Dividing complex assets during a high-value divorce can be tough. The state follows an equitable distribution model, which means the court divides marital property fairly, but not always equally. Valuing these assets adds extra challenges to the process.
Dividing investments
When dividing investments like stocks, bonds, or retirement accounts, the courts first decide if the assets are marital or non-marital. Marital property includes anything gained during the marriage. Non-marital property includes assets owned before the marriage or received as a gift or inheritance.
After classifying the assets, the court determines their value and divides them. Sometimes, the court might award one spouse a greater portion of liquid assets while compensating the other spouse with other types of property to balance the value.
Dividing intellectual property
Intellectual property, such as patents, copyrights, and trademarks, can be harder to value because of its future earning potential. If one party created it during the marriage, it is usually seen as marital property. To figure out its value, professionals are often needed to estimate how much income the intellectual property could earn in the future.

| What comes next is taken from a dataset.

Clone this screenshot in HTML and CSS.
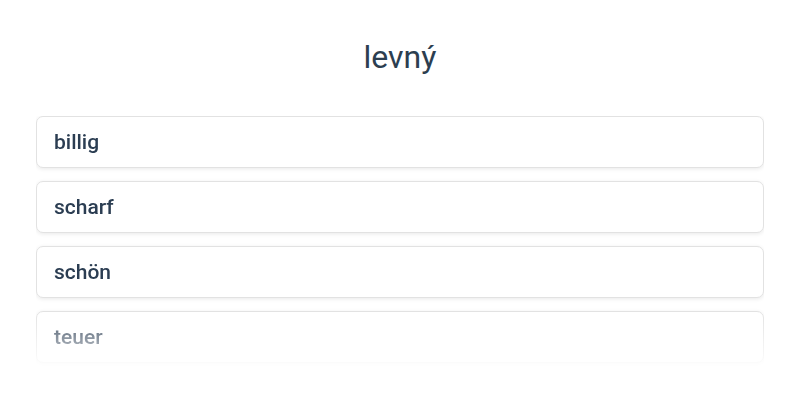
FILE: index.html
```html
<!DOCTYPE html>
<html lang="cs">
<head>
    <meta charset="UTF-8">
    <meta name="viewport" content="width=device-width, initial-scale=1.0">
    <title>levný</title>
    <link rel="stylesheet" href="styles.css">
</head>
<body>
    <div class="quiz">
        <h1 class="word">levný</h1>
        <div class="options">
            <button class="option">billig</button>
            <button class="option">scharf</button>
            <button class="option">schön</button>
            <button class="option">teuer</button>
        </div>
    </div>
</body>
</html>
```

FILE: styles.css
```css
body {
    margin: 0;
    background: #ffffff;
    font-family: Roboto, "Noto Sans", Arial, sans-serif;
    color: #2c3e50;
}
.quiz {
    padding: 38px 36px 0;
}
.word {
    margin: 0 0 40px;
    font-size: 32px;
    font-weight: 400;
    line-height: 38px;
    text-align: center;
}
.options {
    display: flex;
    flex-direction: column;
    gap: 13px;
    height: 252px;
    overflow: hidden;
    padding: 0 0 4px;
    -webkit-mask-image: linear-gradient(to bottom, #000 76%, transparent 100%);
    mask-image: linear-gradient(to bottom, #000 76%, transparent 100%);
}
.option {
    flex: none;
    height: 52px;
    padding: 0 17px;
    border: 1px solid #e2e2e2;
    border-radius: 7px;
    background: #fff;
    box-shadow: 0 1px 4px rgba(0,0,0,0.09);
    font-family: inherit;
    font-size: 21px;
    font-weight: 500;
    color: #2b3d52;
    text-align: left;
    cursor: pointer;
}
```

The courts might give intellectual property rights to the spouse who created it. To make things fair, the court may split future royalties or income from the intellectual property between both spouses.
Ensuring a fair split of assets
Dividing complex assets in a high-value divorce demands careful consideration and precision. Each asset carries unique challenges that require thoughtful handling to achieve a fair outcome. A balanced approach ensures that both parties receive a just distribution, reflecting the true value of their shared marital property.